Aznar vs Madrid
It all began with the megalomaniac T-4 airport terminal at Barajas in Madrid, planned in 1996 as soon as the new prime minister got his hands on the purse strings of power
It all began with the megalomaniac T-4 airport terminal at Barajas in Madrid, planned in 1996 as soon as José María Aznar got his hands on the purse strings of power. It was supposed to be the biggest in the world, and it's certainly in the running. It was to cost 1.033 billion euros, which, by the time of its inauguration in 2006 under Zapatero, had swollen to 6.2 billion, a cost overrun of 500 percent.
The monster was handed over entirely for the use of the national flagship airline Iberia, sold off at low cost by the Aznar government in 1999. Prominent among the buyers of Iberia was the regional savings bank Caja Madrid, which took a 10-percent share, later progressively jacked up to 24 percent. The operation was sponsored by Esperanza Aguirre (minister in the Aznar government and then regional premier of Madrid) and managed by Miguel Blesa, president of Caja Madrid, both of them Aznar cronies from way back. By what must have been Herculean efforts, Blesa reduced to garbage what had been a solid, respected, competitive banking entity. Not even Rodrigo Rato could straighten it out.
Result: at the end of 2012, Bankia, Caja Madrid's successor, had been bailed out with 24 billion euros of public money, which comes from all our pockets; but the Madrileños in particular may be left without their once-solid bank. Bankia finally sold its controlling package in Iberia, now merged with British Airways. The merger was perhaps not a bad operation, since at least it kept Iberia afloat. But none of the promised conquests materialized; it is now reduced to a branch, barely capable of serving Latin America, its supposed natural market. It is losing money hand over fist, at the rate of 1.7 million euros a day.
El Prat is now a Cinderella airport, abandoned by Iberia, though it feeds the only profitable line, the Barcelona-Madrid route
It has to be admitted: the T-4 and Iberia are a desert. Why? Perhaps because the user rates imposed by the state airport agency AENA on Iberia are excessive. But the fact is that AENA is losing money, with a rate deficit of 250 million annually. Is this not the fault of the post-Franco centralism that shaped this monopolistic airport policy, hostile to private and local competition?
Perhaps because traffic volume is in a slump. But why? This has been the best tourist season in the history of Spain. But traffic to Madrid shrank by 7.7 percent in the first eight months of 2013. Or perhaps because Iberia (and thus Barajas) is still held hostage by the pilots. Their collective bargaining agreement prevents any cession of the T-4 to low-cost flights and companies, such as Iberia Express. These are the companies with which El Prat in Barcelona has had to survive (and which now exceeds Barajas in traffic).

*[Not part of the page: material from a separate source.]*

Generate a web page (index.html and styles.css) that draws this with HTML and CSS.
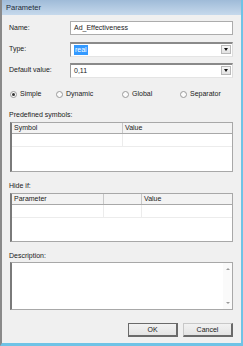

El Prat is now a Cinderella airport, abandoned by Iberia, though it feeds the only profitable line, the Barcelona-Madrid route, that monopoly incapable of reacting to the new competition of the AVE high speed train. How admirable, the industry and public works ministers hopping around the world trying to save the Madrid monster complex - something that nobody did when its Barcelona rival was going under.
Perhaps the quadruple chain of ruin Barajas-AENA-Iberia-Bankia will not be actually lethal to the ethnic-economic biomass of a state that lives in Tibetan isolation, as Agustí Calvet memorably put it. But it is bad for those around it, and their friends. As is the bankruptcy of the radial toll roads and related routes (260 kilometers in total), also creatures of Aznar and Aguirre: badly designed, because of competition with toll-free roads, and starved of traffic. Since the state ends up picking up the bill, presently a bankruptcy of 3.6 billion will fall on the taxpayer, in Madrid and elsewhere.
But Aznar is not responsible. It is the spendthrift regional governments, according to Aznar's think-tank FAES (which the taxpayer also subsidizes). Meanwhile we wonder why the Catalans think the "Spanish state" is a racket and a sinkhole for their taxes.